STATED PROBLEM -
Omit all images, then return the remaining material exactly as it stands.

DATA SECTION -
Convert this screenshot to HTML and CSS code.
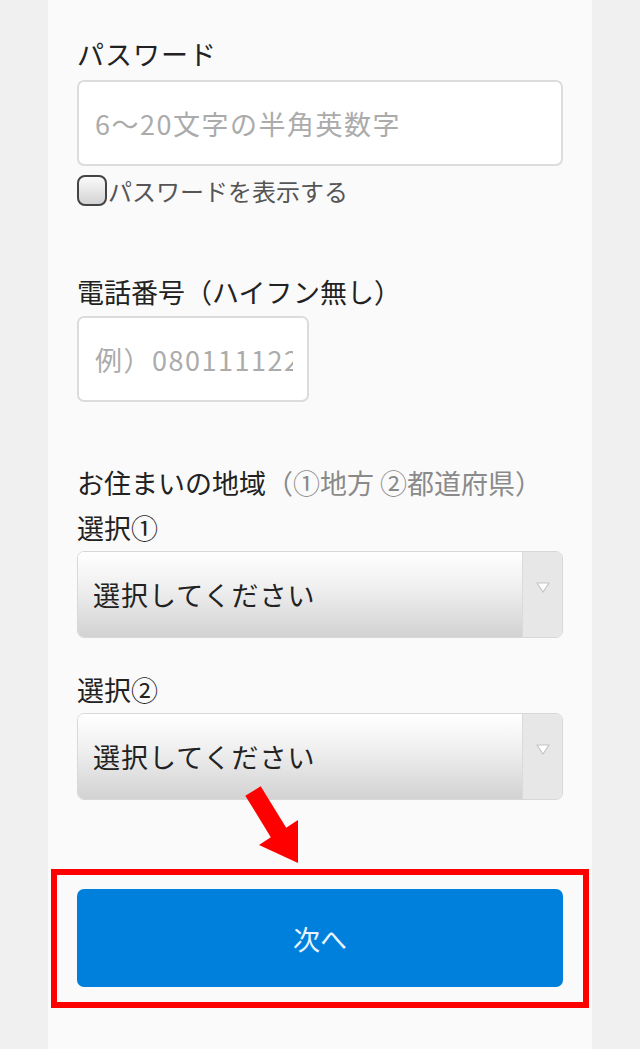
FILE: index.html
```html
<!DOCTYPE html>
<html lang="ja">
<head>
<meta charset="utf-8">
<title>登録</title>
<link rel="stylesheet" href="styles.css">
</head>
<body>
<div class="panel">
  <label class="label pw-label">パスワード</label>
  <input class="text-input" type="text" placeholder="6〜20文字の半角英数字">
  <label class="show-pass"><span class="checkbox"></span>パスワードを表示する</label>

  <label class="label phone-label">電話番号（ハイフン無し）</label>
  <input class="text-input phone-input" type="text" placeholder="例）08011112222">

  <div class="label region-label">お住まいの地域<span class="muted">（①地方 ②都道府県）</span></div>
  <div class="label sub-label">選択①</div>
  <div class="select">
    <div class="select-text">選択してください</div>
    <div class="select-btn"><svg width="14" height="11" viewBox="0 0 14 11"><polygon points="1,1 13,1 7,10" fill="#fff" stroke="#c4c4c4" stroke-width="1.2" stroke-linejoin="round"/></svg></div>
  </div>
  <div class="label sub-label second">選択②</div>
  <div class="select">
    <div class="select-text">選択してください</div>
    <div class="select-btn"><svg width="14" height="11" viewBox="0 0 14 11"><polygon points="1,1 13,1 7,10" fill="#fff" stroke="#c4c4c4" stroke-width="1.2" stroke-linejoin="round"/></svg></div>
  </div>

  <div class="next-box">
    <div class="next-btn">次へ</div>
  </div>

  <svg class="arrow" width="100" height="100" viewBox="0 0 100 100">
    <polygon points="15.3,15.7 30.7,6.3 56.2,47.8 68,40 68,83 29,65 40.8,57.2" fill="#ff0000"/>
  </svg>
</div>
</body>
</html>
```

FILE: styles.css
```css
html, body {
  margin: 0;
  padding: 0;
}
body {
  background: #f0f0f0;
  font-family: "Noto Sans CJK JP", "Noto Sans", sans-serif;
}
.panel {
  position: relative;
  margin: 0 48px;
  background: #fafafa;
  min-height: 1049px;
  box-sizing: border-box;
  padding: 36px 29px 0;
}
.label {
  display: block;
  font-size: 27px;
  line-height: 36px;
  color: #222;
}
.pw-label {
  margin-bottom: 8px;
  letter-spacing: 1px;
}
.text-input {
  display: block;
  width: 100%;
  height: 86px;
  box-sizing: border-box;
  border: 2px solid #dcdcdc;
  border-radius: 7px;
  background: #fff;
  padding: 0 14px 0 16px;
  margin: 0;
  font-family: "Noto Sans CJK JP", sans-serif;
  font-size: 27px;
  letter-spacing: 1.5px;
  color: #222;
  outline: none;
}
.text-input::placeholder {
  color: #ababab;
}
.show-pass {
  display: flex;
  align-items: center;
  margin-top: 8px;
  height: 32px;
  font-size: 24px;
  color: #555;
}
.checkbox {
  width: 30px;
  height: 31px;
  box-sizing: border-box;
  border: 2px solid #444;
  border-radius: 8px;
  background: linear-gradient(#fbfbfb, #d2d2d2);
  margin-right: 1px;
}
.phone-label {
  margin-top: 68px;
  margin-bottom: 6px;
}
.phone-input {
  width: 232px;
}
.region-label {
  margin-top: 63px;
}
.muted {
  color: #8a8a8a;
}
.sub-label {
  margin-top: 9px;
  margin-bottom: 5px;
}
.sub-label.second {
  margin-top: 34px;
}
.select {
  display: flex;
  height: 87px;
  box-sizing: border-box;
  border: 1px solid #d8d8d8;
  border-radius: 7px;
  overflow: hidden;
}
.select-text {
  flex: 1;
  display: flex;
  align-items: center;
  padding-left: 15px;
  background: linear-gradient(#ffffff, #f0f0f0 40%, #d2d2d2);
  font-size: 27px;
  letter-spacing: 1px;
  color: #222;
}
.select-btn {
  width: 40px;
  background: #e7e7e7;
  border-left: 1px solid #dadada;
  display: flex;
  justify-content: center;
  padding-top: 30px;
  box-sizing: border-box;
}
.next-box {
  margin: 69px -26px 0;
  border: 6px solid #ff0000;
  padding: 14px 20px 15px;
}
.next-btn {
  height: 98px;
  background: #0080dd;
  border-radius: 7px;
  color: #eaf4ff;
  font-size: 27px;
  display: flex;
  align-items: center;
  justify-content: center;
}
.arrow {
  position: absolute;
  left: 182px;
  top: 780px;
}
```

REPLY -
Convert this screenshot to HTML and CSS code.
FILE: index.html
```html
<!DOCTYPE html>
<html lang="ja">
<head>
<meta charset="utf-8">
<title>登録</title>
<link rel="stylesheet" href="styles.css">
</head>
<body>
<div class="panel">
  <label class="label pw-label">パスワード</label>
  <input class="text-input" type="text" placeholder="6〜20文字の半角英数字">
  <label class="show-pass"><span class="checkbox"></span>パスワードを表示する</label>

  <label class="label phone-label">電話番号（ハイフン無し）</label>
  <input class="text-input phone-input" type="text" placeholder="例）08011112222">

  <div class="label region-label">お住まいの地域<span class="muted">（①地方 ②都道府県）</span></div>
  <div class="label sub-label">選択①</div>
  <div class="select">
    <div class="select-text">選択してください</div>
    <div class="select-btn"><svg width="14" height="11" viewBox="0 0 14 11"><polygon points="1,1 13,1 7,10" fill="#fff" stroke="#c4c4c4" stroke-width="1.2" stroke-linejoin="round"/></svg></div>
  </div>
  <div class="label sub-label second">選択②</div>
  <div class="select">
    <div class="select-text">選択してください</div>
    <div class="select-btn"><svg width="14" height="11" viewBox="0 0 14 11"><polygon points="1,1 13,1 7,10" fill="#fff" stroke="#c4c4c4" stroke-width="1.2" stroke-linejoin="round"/></svg></div>
  </div>

  <div class="next-box">
    <div class="next-btn">次へ</div>
  </div>

  <svg class="arrow" width="100" height="100" viewBox="0 0 100 100">
    <polygon points="15.3,15.7 30.7,6.3 56.2,47.8 68,40 68,83 29,65 40.8,57.2" fill="#ff0000"/>
  </svg>
</div>
</body>
</html>
```

FILE: styles.css
```css
html, body {
  margin: 0;
  padding: 0;
}
body {
  background: #f0f0f0;
  font-family: "Noto Sans CJK JP", "Noto Sans", sans-serif;
}
.panel {
  position: relative;
  margin: 0 48px;
  background: #fafafa;
  min-height: 1049px;
  box-sizing: border-box;
  padding: 36px 29px 0;
}
.label {
  display: block;
  font-size: 27px;
  line-height: 36px;
  color: #222;
}
.pw-label {
  margin-bottom: 8px;
  letter-spacing: 1px;
}
.text-input {
  display: block;
  width: 100%;
  height: 86px;
  box-sizing: border-box;
  border: 2px solid #dcdcdc;
  border-radius: 7px;
  background: #fff;
  padding: 0 14px 0 16px;
  margin: 0;
  font-family: "Noto Sans CJK JP", sans-serif;
  font-size: 27px;
  letter-spacing: 1.5px;
  color: #222;
  outline: none;
}
.text-input::placeholder {
  color: #ababab;
}
.show-pass {
  display: flex;
  align-items: center;
  margin-top: 8px;
  height: 32px;
  font-size: 24px;
  color: #555;
}
.checkbox {
  width: 30px;
  height: 31px;
  box-sizing: border-box;
  border: 2px solid #444;
  border-radius: 8px;
  background: linear-gradient(#fbfbfb, #d2d2d2);
  margin-right: 1px;
}
.phone-label {
  margin-top: 68px;
  margin-bottom: 6px;
}
.phone-input {
  width: 232px;
}
.region-label {
  margin-top: 63px;
}
.muted {
  color: #8a8a8a;
}
.sub-label {
  margin-top: 9px;
  margin-bottom: 5px;
}
.sub-label.second {
  margin-top: 34px;
}
.select {
  display: flex;
  height: 87px;
  box-sizing: border-box;
  border: 1px solid #d8d8d8;
  border-radius: 7px;
  overflow: hidden;
}
.select-text {
  flex: 1;
  display: flex;
  align-items: center;
  padding-left: 15px;
  background: linear-gradient(#ffffff, #f0f0f0 40%, #d2d2d2);
  font-size: 27px;
  letter-spacing: 1px;
  color: #222;
}
.select-btn {
  width: 40px;
  background: #e7e7e7;
  border-left: 1px solid #dadada;
  display: flex;
  justify-content: center;
  padding-top: 30px;
  box-sizing: border-box;
}
.next-box {
  margin: 69px -26px 0;
  border: 6px solid #ff0000;
  padding: 14px 20px 15px;
}
.next-btn {
  height: 98px;
  background: #0080dd;
  border-radius: 7px;
  color: #eaf4ff;
  font-size: 27px;
  display: flex;
  align-items: center;
  justify-content: center;
}
.arrow {
  position: absolute;
  left: 182px;
  top: 780px;
}
```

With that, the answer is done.